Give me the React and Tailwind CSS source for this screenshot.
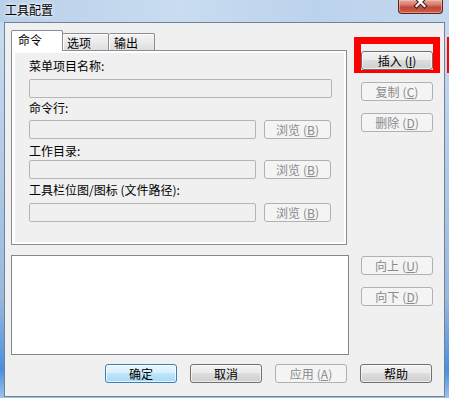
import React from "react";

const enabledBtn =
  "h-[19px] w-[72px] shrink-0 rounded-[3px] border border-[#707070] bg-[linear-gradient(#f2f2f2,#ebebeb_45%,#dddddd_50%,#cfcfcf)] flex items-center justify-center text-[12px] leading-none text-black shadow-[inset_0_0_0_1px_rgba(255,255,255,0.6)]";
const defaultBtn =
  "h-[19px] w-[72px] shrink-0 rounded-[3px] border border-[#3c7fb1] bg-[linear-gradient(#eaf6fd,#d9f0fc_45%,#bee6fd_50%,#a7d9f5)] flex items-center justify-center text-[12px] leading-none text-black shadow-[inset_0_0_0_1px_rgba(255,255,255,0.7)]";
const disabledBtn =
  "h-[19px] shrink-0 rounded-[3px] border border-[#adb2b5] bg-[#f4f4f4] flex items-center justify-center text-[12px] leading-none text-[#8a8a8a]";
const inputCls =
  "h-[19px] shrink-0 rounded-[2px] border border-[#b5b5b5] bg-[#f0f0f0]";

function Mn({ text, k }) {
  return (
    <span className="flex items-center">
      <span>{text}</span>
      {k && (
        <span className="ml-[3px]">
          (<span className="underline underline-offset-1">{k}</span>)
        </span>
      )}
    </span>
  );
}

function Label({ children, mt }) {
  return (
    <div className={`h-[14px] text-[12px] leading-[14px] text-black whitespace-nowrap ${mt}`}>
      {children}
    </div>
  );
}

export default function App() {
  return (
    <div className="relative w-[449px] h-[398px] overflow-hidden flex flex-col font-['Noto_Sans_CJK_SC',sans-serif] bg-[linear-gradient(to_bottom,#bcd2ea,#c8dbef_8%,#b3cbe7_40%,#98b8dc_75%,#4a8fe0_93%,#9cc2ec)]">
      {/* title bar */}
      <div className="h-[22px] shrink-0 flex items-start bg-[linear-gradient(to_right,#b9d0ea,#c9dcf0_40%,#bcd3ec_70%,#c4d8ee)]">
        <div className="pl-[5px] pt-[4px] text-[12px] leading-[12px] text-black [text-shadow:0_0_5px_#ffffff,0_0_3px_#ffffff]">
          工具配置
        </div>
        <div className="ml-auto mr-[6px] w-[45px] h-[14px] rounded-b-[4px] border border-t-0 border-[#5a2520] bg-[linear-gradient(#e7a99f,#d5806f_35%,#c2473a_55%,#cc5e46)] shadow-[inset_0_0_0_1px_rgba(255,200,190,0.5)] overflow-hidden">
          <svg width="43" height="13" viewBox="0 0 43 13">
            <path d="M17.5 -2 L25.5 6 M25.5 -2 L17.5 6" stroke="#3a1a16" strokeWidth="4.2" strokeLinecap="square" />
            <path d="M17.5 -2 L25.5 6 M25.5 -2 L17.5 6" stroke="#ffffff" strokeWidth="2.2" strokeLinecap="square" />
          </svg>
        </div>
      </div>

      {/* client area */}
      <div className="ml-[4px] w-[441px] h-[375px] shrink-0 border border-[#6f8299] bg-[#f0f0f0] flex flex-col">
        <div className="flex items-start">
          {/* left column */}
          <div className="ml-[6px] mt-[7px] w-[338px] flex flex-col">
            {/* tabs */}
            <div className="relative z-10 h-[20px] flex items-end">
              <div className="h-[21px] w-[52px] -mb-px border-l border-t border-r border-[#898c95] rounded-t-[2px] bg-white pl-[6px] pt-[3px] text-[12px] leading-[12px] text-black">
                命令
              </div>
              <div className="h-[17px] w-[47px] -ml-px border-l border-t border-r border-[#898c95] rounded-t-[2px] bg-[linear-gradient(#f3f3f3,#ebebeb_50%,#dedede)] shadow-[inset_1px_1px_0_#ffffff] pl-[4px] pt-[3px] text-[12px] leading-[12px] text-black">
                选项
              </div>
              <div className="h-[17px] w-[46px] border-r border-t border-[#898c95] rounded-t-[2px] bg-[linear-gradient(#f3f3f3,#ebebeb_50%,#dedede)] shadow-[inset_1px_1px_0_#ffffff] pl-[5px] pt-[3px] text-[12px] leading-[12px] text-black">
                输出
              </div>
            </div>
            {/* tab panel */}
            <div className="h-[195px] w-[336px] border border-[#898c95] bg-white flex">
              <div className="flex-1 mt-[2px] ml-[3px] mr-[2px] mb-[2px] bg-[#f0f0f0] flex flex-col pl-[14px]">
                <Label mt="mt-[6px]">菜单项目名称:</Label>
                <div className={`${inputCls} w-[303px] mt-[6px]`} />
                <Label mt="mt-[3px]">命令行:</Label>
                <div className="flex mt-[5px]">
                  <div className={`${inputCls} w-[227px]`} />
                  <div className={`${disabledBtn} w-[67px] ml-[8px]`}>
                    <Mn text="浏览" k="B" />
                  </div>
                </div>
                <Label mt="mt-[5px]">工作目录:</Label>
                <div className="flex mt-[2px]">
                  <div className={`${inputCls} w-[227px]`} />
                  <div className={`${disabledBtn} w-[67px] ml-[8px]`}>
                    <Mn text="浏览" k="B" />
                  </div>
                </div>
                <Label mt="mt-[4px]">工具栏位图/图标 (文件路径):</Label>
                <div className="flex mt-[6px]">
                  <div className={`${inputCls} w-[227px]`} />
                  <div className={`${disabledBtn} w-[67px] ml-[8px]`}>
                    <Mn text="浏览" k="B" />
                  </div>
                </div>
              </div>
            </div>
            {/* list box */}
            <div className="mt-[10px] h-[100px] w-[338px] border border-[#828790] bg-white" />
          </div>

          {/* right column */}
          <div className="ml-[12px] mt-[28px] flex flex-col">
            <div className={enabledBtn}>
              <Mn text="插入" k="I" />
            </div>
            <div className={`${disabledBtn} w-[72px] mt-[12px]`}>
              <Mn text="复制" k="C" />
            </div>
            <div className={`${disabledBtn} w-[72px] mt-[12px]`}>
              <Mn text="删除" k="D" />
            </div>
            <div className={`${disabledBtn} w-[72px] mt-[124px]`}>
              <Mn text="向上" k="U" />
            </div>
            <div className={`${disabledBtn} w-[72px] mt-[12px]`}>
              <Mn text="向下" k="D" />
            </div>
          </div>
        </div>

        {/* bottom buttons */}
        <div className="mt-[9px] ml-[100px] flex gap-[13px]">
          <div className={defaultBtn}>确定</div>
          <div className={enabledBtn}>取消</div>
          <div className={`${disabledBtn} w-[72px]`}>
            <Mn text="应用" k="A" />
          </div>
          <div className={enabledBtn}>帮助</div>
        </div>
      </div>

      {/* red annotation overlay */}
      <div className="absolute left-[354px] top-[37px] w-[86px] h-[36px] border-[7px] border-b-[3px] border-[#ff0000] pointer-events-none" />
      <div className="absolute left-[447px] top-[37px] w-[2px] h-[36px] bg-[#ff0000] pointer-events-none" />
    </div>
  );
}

┄┄┄┄┄┄┄┄┄┄┄┄┄┄┄┄┄┄┄┄

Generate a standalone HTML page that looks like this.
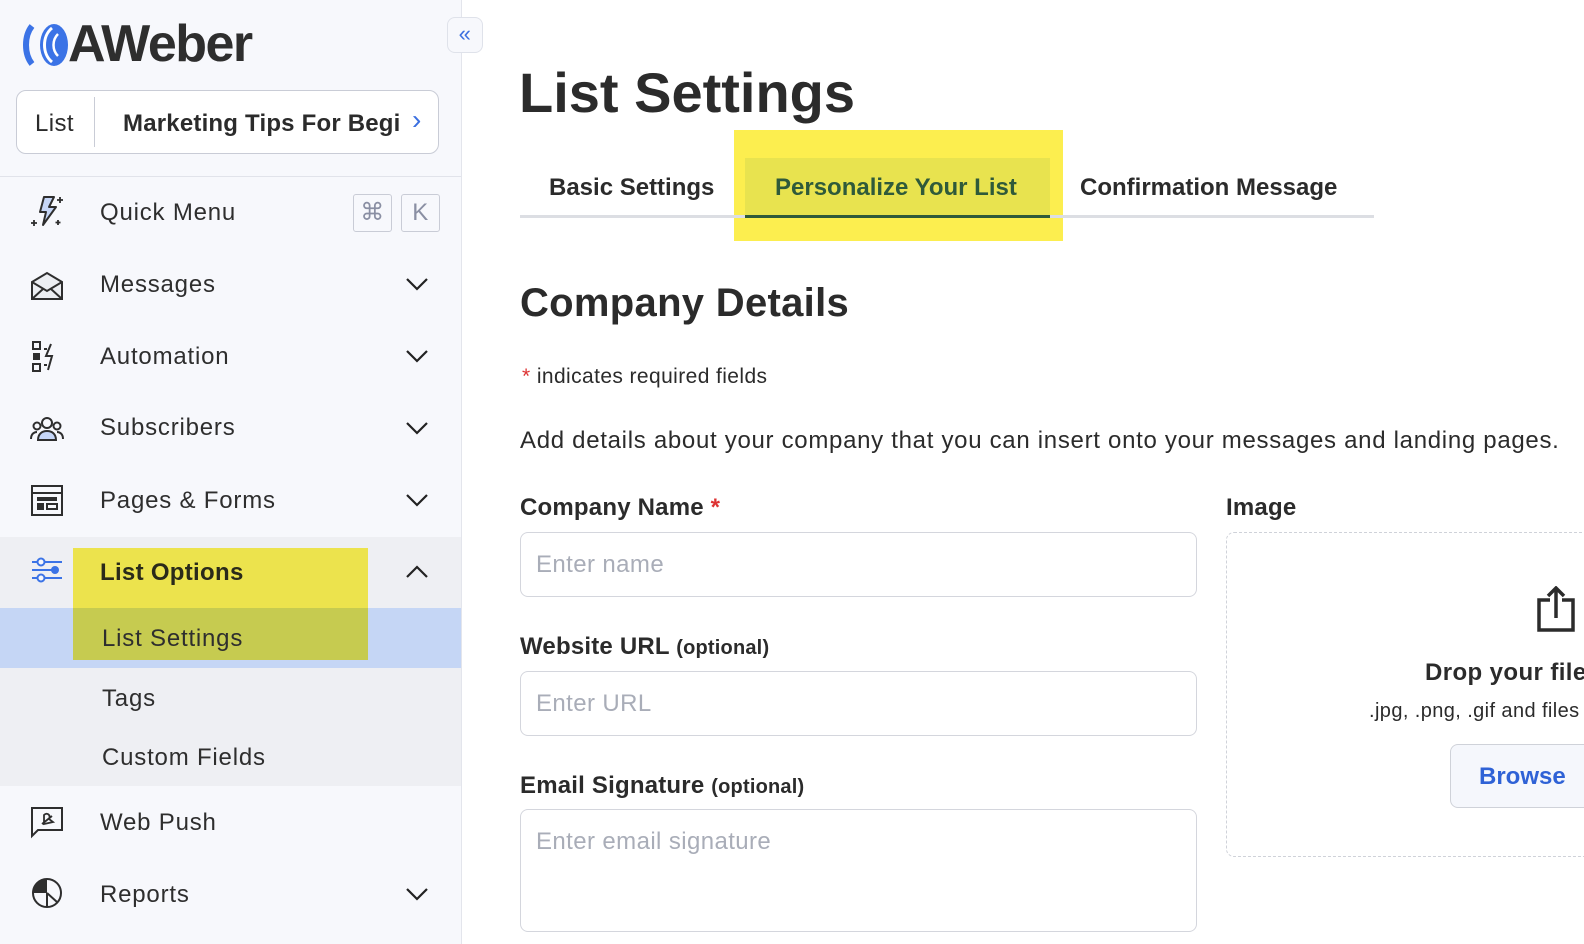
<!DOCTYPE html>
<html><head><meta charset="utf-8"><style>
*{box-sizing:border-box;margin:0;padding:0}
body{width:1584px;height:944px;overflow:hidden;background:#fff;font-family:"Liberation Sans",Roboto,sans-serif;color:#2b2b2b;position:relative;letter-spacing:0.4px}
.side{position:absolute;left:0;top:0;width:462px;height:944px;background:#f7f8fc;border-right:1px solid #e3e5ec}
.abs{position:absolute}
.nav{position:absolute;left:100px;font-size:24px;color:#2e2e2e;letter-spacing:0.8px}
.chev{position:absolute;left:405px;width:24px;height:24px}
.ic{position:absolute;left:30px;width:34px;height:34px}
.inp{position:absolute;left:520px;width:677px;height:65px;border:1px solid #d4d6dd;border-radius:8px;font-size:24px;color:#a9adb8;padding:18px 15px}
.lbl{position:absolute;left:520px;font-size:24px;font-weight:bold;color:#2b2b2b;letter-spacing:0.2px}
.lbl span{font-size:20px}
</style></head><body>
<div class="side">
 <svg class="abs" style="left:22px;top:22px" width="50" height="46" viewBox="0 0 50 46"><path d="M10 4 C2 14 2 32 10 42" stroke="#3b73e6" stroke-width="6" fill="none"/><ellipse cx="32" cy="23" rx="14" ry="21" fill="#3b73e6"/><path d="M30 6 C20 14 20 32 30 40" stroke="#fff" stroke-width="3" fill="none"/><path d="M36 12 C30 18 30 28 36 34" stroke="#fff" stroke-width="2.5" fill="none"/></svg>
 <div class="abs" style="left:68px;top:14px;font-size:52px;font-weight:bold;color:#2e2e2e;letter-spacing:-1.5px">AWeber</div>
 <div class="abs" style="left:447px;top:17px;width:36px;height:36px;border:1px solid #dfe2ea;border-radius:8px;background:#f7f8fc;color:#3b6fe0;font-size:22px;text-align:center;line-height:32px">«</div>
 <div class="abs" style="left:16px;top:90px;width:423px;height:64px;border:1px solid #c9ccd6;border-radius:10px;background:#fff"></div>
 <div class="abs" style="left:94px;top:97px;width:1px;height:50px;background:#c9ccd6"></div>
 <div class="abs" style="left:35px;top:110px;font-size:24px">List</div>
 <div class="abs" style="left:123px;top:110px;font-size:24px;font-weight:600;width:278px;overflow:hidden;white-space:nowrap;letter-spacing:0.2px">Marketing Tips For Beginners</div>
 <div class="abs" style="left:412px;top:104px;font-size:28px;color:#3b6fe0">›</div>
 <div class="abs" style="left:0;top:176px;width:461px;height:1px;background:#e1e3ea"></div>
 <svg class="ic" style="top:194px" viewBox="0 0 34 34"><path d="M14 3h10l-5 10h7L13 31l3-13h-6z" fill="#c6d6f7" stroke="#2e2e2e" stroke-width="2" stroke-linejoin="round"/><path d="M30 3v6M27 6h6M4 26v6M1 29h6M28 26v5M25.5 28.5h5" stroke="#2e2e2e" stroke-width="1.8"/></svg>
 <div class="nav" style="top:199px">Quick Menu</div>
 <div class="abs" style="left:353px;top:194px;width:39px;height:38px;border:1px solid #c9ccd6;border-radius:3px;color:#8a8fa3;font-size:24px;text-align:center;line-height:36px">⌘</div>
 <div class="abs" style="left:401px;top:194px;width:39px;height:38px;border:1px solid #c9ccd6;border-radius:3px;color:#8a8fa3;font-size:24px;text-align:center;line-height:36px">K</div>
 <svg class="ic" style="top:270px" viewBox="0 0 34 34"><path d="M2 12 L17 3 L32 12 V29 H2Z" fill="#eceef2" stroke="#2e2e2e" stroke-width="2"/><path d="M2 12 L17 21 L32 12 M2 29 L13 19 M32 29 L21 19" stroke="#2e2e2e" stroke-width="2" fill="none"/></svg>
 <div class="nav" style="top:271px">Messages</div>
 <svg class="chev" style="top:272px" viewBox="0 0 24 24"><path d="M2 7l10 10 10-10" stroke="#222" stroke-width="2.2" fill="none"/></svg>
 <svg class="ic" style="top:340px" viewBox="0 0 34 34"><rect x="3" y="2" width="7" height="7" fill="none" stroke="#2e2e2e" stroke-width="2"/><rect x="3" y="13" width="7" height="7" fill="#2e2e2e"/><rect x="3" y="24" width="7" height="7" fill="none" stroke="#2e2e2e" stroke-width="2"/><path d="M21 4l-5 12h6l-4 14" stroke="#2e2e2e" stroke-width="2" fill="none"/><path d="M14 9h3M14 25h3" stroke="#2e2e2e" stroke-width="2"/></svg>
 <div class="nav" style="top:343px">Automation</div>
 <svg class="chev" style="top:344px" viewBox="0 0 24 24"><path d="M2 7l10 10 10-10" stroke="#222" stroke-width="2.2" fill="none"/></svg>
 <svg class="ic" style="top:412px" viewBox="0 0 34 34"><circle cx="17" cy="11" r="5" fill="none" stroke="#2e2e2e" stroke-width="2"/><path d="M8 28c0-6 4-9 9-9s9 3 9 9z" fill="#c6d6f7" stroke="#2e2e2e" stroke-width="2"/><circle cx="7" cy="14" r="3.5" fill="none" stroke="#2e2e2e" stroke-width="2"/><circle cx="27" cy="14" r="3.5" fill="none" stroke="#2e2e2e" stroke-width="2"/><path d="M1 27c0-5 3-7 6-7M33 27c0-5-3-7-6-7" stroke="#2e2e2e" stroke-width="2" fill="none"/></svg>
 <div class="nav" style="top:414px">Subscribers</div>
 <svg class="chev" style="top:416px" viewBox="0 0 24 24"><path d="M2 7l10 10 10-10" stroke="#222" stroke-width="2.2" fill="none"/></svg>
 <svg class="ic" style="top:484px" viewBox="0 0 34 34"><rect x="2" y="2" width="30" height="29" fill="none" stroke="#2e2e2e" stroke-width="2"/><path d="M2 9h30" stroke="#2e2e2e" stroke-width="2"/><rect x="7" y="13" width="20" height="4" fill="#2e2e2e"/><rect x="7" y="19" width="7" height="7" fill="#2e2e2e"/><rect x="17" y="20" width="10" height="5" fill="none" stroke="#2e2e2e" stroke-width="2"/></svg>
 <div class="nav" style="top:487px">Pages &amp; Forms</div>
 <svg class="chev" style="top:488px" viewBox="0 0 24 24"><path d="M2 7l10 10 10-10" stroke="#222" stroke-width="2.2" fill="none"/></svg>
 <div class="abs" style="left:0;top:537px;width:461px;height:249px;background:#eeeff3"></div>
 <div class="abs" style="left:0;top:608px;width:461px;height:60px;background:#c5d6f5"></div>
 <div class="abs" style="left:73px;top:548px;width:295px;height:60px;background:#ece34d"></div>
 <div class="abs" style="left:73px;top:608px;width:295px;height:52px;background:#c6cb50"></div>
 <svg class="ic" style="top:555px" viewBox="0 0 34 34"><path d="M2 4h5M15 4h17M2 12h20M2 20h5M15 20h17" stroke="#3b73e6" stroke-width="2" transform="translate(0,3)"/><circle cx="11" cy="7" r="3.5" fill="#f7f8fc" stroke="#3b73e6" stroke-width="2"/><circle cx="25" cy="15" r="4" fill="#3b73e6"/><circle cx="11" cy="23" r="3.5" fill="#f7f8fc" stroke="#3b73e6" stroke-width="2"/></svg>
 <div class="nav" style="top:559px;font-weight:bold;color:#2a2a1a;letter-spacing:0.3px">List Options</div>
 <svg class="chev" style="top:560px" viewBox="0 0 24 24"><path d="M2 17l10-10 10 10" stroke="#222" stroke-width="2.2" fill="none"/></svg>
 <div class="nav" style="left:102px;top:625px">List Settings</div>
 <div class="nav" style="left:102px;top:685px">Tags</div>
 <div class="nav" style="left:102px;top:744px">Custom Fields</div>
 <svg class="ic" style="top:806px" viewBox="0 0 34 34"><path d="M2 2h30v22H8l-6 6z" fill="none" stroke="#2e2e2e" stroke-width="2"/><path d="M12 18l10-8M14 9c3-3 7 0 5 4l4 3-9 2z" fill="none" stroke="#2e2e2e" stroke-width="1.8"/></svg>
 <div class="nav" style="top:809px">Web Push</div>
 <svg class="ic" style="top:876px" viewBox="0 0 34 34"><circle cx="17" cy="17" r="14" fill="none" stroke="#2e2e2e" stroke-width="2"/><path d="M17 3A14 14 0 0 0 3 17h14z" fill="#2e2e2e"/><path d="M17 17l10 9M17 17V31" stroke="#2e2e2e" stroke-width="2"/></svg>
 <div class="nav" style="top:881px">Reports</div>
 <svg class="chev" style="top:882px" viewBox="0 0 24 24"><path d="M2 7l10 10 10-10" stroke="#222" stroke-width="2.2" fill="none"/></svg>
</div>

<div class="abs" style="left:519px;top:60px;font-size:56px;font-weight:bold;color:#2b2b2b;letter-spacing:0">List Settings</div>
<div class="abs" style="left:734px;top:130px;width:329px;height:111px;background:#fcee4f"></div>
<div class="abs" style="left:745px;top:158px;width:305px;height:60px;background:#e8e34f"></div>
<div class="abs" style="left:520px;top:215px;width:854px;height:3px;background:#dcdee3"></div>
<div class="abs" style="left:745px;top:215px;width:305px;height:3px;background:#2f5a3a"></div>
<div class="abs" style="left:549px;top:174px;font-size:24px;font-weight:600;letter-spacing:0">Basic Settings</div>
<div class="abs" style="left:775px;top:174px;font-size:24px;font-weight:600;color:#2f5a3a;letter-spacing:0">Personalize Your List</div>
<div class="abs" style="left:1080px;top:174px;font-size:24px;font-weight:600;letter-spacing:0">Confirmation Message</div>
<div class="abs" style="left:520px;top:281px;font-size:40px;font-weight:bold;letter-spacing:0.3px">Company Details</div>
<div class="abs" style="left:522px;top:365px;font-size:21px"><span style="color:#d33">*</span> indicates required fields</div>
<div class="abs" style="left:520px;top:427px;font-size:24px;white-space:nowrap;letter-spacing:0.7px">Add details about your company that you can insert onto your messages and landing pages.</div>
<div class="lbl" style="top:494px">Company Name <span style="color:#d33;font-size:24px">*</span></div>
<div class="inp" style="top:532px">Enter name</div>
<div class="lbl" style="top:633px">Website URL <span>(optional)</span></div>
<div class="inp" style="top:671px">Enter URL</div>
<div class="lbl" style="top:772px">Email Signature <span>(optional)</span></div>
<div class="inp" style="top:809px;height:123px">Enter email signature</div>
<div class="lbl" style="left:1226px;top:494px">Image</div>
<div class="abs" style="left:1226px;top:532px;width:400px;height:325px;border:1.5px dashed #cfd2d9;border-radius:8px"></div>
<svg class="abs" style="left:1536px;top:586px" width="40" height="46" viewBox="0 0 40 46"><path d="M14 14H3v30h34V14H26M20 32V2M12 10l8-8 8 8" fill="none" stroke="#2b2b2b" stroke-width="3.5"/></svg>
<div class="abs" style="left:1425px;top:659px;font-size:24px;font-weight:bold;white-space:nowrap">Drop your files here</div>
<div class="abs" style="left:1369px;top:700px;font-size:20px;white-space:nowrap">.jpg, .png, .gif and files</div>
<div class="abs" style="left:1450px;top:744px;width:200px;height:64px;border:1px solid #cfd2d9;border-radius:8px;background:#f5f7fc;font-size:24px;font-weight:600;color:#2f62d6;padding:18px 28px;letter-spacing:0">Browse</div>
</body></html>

┄┄┄┄┄┄┄┄┄┄┄┄┄┄┄┄┄┄┄┄

What lines above run from the one with "Give me the" to the one with "import React from"? Give them again exactly, ends included, and leave the pictures out.

**Output**
Give me the React and Tailwind CSS source for this screenshot.
import React from "react";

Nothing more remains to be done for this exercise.